Here's what actually works — based on how memory and learning function, not just what feels productive.
What doesn't work as well as it feels like it should
Two of the most common study strategies — re-reading notes and highlighting — feel productive but produce weak long-term retention. They create familiarity, which your brain mistakes for knowledge. The test of real learning is whether you can recall and use something without looking at it.
What does work
1. Retrieval practice
Instead of re-reading, close your notes and try to recall what you know. Write it out, say it out loud, draw a diagram from memory. The act of retrieving information — even imperfectly — strengthens the memory far more than reading it again.
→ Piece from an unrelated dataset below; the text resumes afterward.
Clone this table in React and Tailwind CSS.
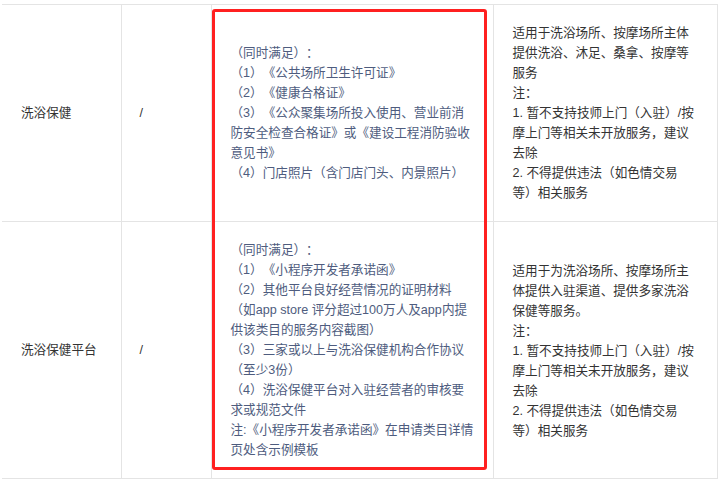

Flashcards, practice questions, and self-testing all use this principle. It's one of the most well-supported study techniques in cognitive science.
2. Spaced repetition
Studying the same material in sessions spread over time (rather than one long cramming session) produces significantly better retention. The spacing can be simple: review material the day after you first learn it, then three days later, then a week later. Each review takes less time than the last.
3. Interleaving
Rather than studying one topic until you've "finished" it, mix different topics or types of problems in a single session. This feels harder — and it is — but it improves your ability to distinguish between concepts and apply the right approach to new problems.
4. Elaborative interrogation
Ask yourself why things are true, not just what they are. When you read a concept, ask: why does this work this way? How does this connect to what I already know? What would be different if this weren't true? Making meaning is more memorable than storing facts.
5. The Feynman technique
Explain a concept as if you were teaching it to someone with no background knowledge. Where your explanation breaks down or gets vague, that's where your understanding actually has gaps. Then go back to those gaps and fill them.
Building a habit that actually sticks
The best study technique is the one you'll actually use consistently. A few things that help:
- Fixed times beat willpower. Studying at the same time each day removes the decision overhead. The habit starts automatically.
- Short and consistent beats long and rare. Forty-five focused minutes every day is more effective than one four-hour session a week.
- Remove friction from starting. Have your materials already set up. Know what you're working on before you sit down. The first five minutes are the hardest.
- End each session by writing down the next step. This makes the next session easier to start.
If your learning environment isn't working for you
Some students genuinely learn better in certain ways — more visually, more practically, with more breaks, with audio rather than text. If the standard format of your course isn't working well for how you learn, that's worth exploring with your tutor. Many institutions can offer adjustments, additional support, or alternative resources.
You're not obligated to force yourself into a learning shape that doesn't fit. Asking what's available is always reasonable.